Forth Local Plan District
Scotland has been separated into 14 Local Plan Districts for flood risk management purposes. These districts are based on river catchments and coastal areas which cross administrative and institutional boundaries. Flooding demands a collaborative and coordinated response from the organisations and individuals, as flooding is best understood and managed as a natural process. A piecemeal response will not work.

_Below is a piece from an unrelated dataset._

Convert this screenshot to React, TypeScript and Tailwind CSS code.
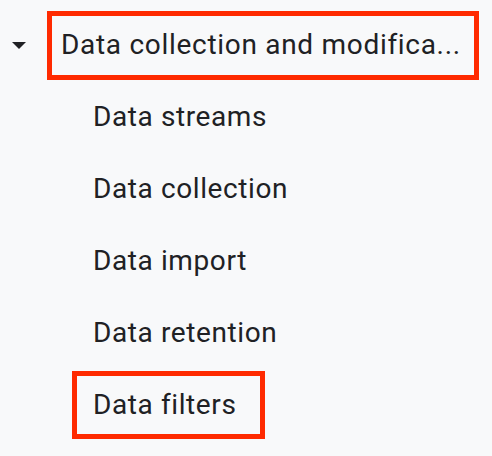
import React from "react";

const items = ["Data streams", "Data collection", "Data import", "Data retention"];

export default function App() {
  return (
    <div className="w-[492px] h-[456px] bg-[#f8f9fa] overflow-hidden text-[#202124]" style={{ fontFamily: "Roboto, 'Liberation Sans', sans-serif" }}>
      <div className="pt-[9px]">
        <div className="h-[72px] flex items-center">
          <div className="w-[47px] flex justify-center pl-[1px]">
            <svg width="14" height="7" viewBox="0 0 14 7" className="ml-[-11px]">
              <path d="M0 0 L14 0 L7 7 Z" fill="#202124" />
            </svg>
          </div>
          <div className="w-[432px] h-[69px] border-[5px] border-[#ff2a00] flex items-center pl-[9px]">
            <span className="text-[28px] leading-none tracking-[0.7px] whitespace-nowrap">Data collection and modifica...</span>
          </div>
        </div>
        {items.map((t) => (
          <div key={t} className="h-[72px] flex items-center pl-[93px]">
            <span className="text-[28px] leading-none tracking-[0.6px]">{t}</span>
          </div>
        ))}
        <div className="h-[72px] flex items-center pl-[72px]">
          <div className="w-[193px] h-[68px] border-[5px] border-[#ff2a00] flex items-center pl-[16px]">
            <span className="text-[28px] leading-none tracking-[0.6px]">Data filters</span>
          </div>
        </div>
      </div>
    </div>
  );
}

SEPA, working with others, has produced a Flood Risk Management Strategy for each Local Plan District. The Strategy describes our agreed ambition for managing flooding and the priority of actions to be taken forward to deliver this. A Local Flood Risk Management Plan will also be produced, prepared by the local authorities within each district. The local plan provides additional detail on the local responsibility, funding and coordination of actions. Taken together, these documents are the single point of reference for the public in describing the response and commitment of public bodies to address flooding.
The Flood Risk Management Strategy is made up of three sections:
Section 1: Background information on the approach taken to managing flooding in Scotland.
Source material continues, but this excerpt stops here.